Swedish company SeaTwirl has signed a deal with Westcon to build and deploy a commercial-scale 1-MW turbine in Norway.

Swedish company SeaTwirl was officially founded in 2012. Its first prototype was tested all the way back in 2007. It had a 30-kW test version of its floating turbine technology called the S1 installed off the coast of Lysekil, Sweden in 2015. Rising 13 m (43 ft) above the waterline and reaching down 18 m (59 ft) below, it’s been connected to the grid and making power for seven years and counting and has proven its strength to withstand hurricane-level wind and wave conditions.

SeaTwirl calls its design simple and robust.

Firstly, they can accept and use wind from all directions, so they don’t need heavy, expensive systems to point them into the breeze as HAWTs do. Secondly, they can run their generators at or below the waterline. HAWTs need to mount this heavy gear right up the top of their support towers where the central axle is, creating a top-heavy design that requires extreme tower strength and huge counterweights below the surface to keep them upright. More power equals more materials and more cost.

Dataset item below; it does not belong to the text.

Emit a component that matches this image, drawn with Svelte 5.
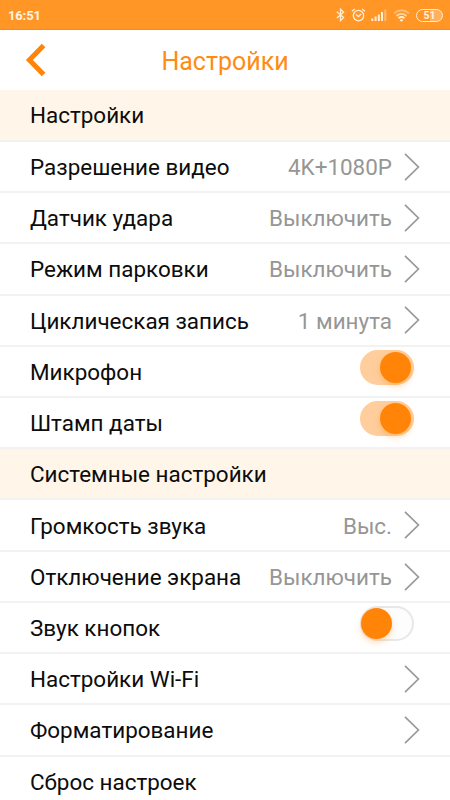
<script lang="ts">
    type Row = {
        label: string;
        kind: 'section' | 'link' | 'toggle' | 'plain';
        value?: string;
        on?: boolean;
    };

    let rows = $state<Row[]>([
        { label: 'Настройки', kind: 'section' },
        { label: 'Разрешение видео', kind: 'link', value: '4K+1080P' },
        { label: 'Датчик удара', kind: 'link', value: 'Выключить' },
        { label: 'Режим парковки', kind: 'link', value: 'Выключить' },
        { label: 'Циклическая запись', kind: 'link', value: '1 минута' },
        { label: 'Микрофон', kind: 'toggle', on: true },
        { label: 'Штамп даты', kind: 'toggle', on: true },
        { label: 'Системные настройки', kind: 'section' },
        { label: 'Громкость звука', kind: 'link', value: 'Выс.' },
        { label: 'Отключение экрана', kind: 'link', value: 'Выключить' },
        { label: 'Звук кнопок', kind: 'toggle', on: false },
        { label: 'Настройки Wi-Fi', kind: 'link' },
        { label: 'Форматирование', kind: 'link' },
        { label: 'Сброс настроек', kind: 'plain' },
    ]);
</script>

<div class="screen">
    <div class="status-bar">
        <span class="clock">16:51</span>
        <div class="status-icons">
            <svg class="bluetooth" width="9" height="14" viewBox="0 0 9 14">
                <path d="M0.8 3.8 L7.6 9.6 L4.5 12.6 V1.2 L7.6 4.2 L0.8 10" />
            </svg>
            <svg class="alarm" width="15" height="14" viewBox="0 0 15 14">
                <circle cx="7.5" cy="7.6" r="5.2" />
                <path d="M1 3.2 L3.9 0.9 M14 3.2 L11.1 0.9 M5 6.5 L7.4 8.6 L10.2 6" />
            </svg>
            <svg class="signal" width="16" height="12" viewBox="0 0 16 12">
                <path d="M0.3 9.5h2V12h-2z M3.6 7.6h2V12h-2z M6.8 5.4h2V12h-2z M10 3h2V12h-2z" />
                <path d="M13.3 0.5h2V12h-2z" opacity="0.4" />
            </svg>
            <svg class="wifi" width="17" height="13" viewBox="0 0 17 13">
                <path d="M1 4.4 Q8.5 -2 16 4.4" opacity="0.45" />
                <path d="M3.4 7 Q8.5 2.7 13.6 7" opacity="0.7" />
                <path d="M5.5 9.2 Q8.5 6.8 11.5 9.2" />
                <circle cx="8.5" cy="11.2" r="1.3" />
            </svg>
            <span class="battery">51</span>
        </div>
    </div>

    <header>
        <button type="button" class="back" aria-label="Назад">
            <svg width="22" height="34" viewBox="0 0 22 34">
                <path d="M18.6 2.5 L4.4 17 L18.6 31.5" />
            </svg>
        </button>
        <h1>Настройки</h1>
    </header>

    <main>
        {#each rows as row}
            <div class="row" class:section={row.kind === 'section'}>
                <span class="label">{row.label}</span>
                {#if row.value}
                    <span class="value">{row.value}</span>
                {/if}
                {#if row.kind === 'link'}
                    <svg class="chevron" width="16" height="28" viewBox="0 0 16 28">
                        <path d="M1 0.8 L14.4 14 L1 27.2" />
                    </svg>
                {:else if row.kind === 'toggle'}
                    <button
                        type="button"
                        class="toggle"
                        class:on={row.on}
                        aria-label={row.label}
                        onclick={() => (row.on = !row.on)}
                    >
                        <span class="thumb"></span>
                    </button>
                {/if}
            </div>
        {/each}
    </main>
</div>

<style>
    :global(body) {
        background: #fff;
        overflow: hidden;
    }

    .screen {
        height: 800px;
        overflow: hidden;
        background: #fff;
        font-family: Roboto, "Liberation Sans", sans-serif;
        color: #0c0c0c;
    }

    .status-bar {
        box-sizing: border-box;
        height: 30px;
        padding: 1px 7px 0 8px;
        display: flex;
        align-items: center;
        justify-content: space-between;
        background: #ff9626;
        border-bottom: 1px solid #fa8a14;
        color: #fff3e2;
    }

    .clock {
        font-size: 13px;
        font-weight: 700;
        letter-spacing: -0.15px;
    }

    .status-icons {
        display: flex;
        align-items: center;
    }

    .status-icons svg {
        fill: none;
        stroke: #ffefd9;
        stroke-width: 1.3;
    }

    .status-icons .alarm {
        margin-left: 6px;
    }

    .status-icons .signal {
        margin-left: 5px;
        fill: #ffefd9;
        stroke: none;
    }

    .status-icons .wifi {
        margin-left: 6px;
        stroke-width: 1.8;
    }

    .status-icons .wifi circle {
        fill: #ffefd9;
        stroke: none;
    }

    .battery {
        box-sizing: border-box;
        width: 27px;
        height: 13px;
        margin-left: 6px;
        border: 1px solid #ffefd9;
        border-radius: 7px;
        background: linear-gradient(90deg, transparent 52%, rgba(255, 239, 217, 0.3) 52%);
        font-size: 10.5px;
        font-weight: 700;
        line-height: 11px;
        text-align: center;
    }

    header {
        position: relative;
        height: 60px;
        display: flex;
        align-items: center;
        justify-content: center;
    }

    .back {
        position: absolute;
        left: 25px;
        top: 13px;
        padding: 0;
        border: none;
        background: none;
        line-height: 0;
        cursor: pointer;
    }

    .back path {
        fill: none;
        stroke: #ff8408;
        stroke-width: 5;
    }

    h1 {
        margin: 2px 0 0;
        font-size: 25px;
        font-weight: 400;
        color: #ff8c12;
    }

    .row {
        box-sizing: border-box;
        height: 51.24px;
        padding: 0 30px;
        display: flex;
        align-items: center;
        border-bottom: 2px solid #f2f2f2;
        font-size: 22.45px;
    }

    .row:first-child {
        height: 51.8px;
    }

    .row.section {
        background: #fff6e9;
    }

    .label {
        flex: 1;
        padding-top: 0.9px;
        white-space: nowrap;
    }

    .value {
        padding-top: 0.9px;
        color: #969696;
    }

    .chevron {
        margin: 0.6px 0 0 12px;
        fill: none;
        stroke: #999;
        stroke-width: 1.7;
    }

    .toggle {
        box-sizing: border-box;
        width: 54px;
        height: 35px;
        margin: 0 6px 8.4px 0;
        padding: 0;
        display: flex;
        align-items: center;
        border: 2px solid #e8e8e8;
        border-radius: 18px;
        background: #fdfdfd;
        cursor: pointer;
    }

    .toggle.on {
        padding-left: 19px;
        border-color: #ffce9c;
        background: #ffce9c;
    }

    .thumb {
        flex: none;
        width: 31px;
        height: 31px;
        margin: 0 0 0 -0.6px;
        border-radius: 50%;
        background: #ff8408;
        box-shadow: 0 3px 6px rgba(255, 132, 8, 0.3);
    }
</style>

Thirdly, they can be deployed much closer together than HAWTs, since they create a minimal wake effect downwind. HAWTs need to be spaced further apart, reducing the yield from a given project area.

VAWTs can be spaced much closer to one another than HAWTs in an installation

SeaTwirl’s design rigidly has three VAWT blades on a long, buoyant pole with a low center of gravity and a heavy weight at the bottom acting as a keel. This sits in a static generator ring anchored to the sea floor. The entire pole spins, driven by the blades as they catch the wind, and the generator harvests energy and sends it back to shore via cables.

VAWT designs enable easy and cheap maintenance.

SeaTwirl is now gearing up to build its first 1-MW version, a pilot for its first commercial product. The company has signed a letter of intent, whatever such things are worth, with offshore, energy, and maritime supplier Westcon, to build and deploy its first S2x-model turbine near Bokn, in Norway. It’s expected to be commissioned sometime in 2023, for a test period of around five years.

The S2x will reach a height of some 55 m (180 ft) above the surface, and its weighted central pole will plunge down to 80-m (262-ft) depths. It’ll cut off power if the wind speed rises above 25 m/sec (56 mph, 90 km/h), but it’s designed to withstand extreme wind speeds up to 50 m/s (112 mph, 180 km/h), which would correspond to the upper limits of a category-two hurricane. The company says it should have a service life of around 25-30 years.

“Analyses which have been third-party verified,” reads an investor-focused presentation from at least a couple of years ago, “show that the S2 VAWT will be able to produce energy at a mature LCoE of below €50 (US$50)/MWh.”